付与後レビューという名の付与後異議の復活

 産構審知財政策部会特許制度小委員会は、本年の8月より、付与後の特許の見直し制度の議論を始めましたが、もうパブリックコメントの募集にこぎ着けました。

(当初の議論について、http://d.hatena.ne.jp/oneflewover/20121019/1350656567)

 「強く安定した権利の早期設定の実現に向けて」というタイトルでは何のことか良く解りませんが、「付与後レビュー」と呼ばれる制度の創設が打ち出されています(C−2案)。その内容は、「従前の異議申立制度の問題を改善しつつ」とうたわれていることからわかるとおり、概略、付与後異議の復活です。もっとも、申立人は特許権者の訂正について意見を述べることができるという点で、従来とは異なっています。
 付与後異議を廃止した平成15年改正から、まだ10年も経過していません。その点については、「この10年間の特許制度を取り巻く環境の急激な変化、特に、わが国における審査の劇的な早期化により、・・・柔軟性を持って果断に取り組むべき」という理由が述べられています。
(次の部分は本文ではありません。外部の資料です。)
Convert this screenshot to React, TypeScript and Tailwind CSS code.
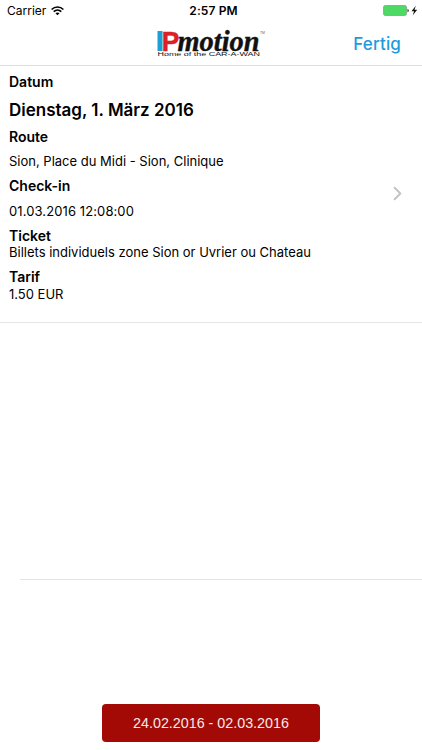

 ユーザとしては、付与後レビューに望む事項として、2点が挙げられます。
 まず、合議体が職権での取消理由を積極的に通知することです。この制度の下では、複数の申立人から様々な先行文献が提出されることが予想されます。従前の制度では、「特許無効化資料の抱え込み」が問題であると指摘されているのですから、各申立人の主張した取消事由のみを判断するのではなく、集まった先行文献を適切に組み合わせて取消理由が構築していただきたいものです。
 次は、特許権者と合議体の間でコミュニケーションを取らないことです。申立人を排除して特許権者と合議体との間でのみ訂正クレームの適否が議論されることは、公平性を欠くと思います。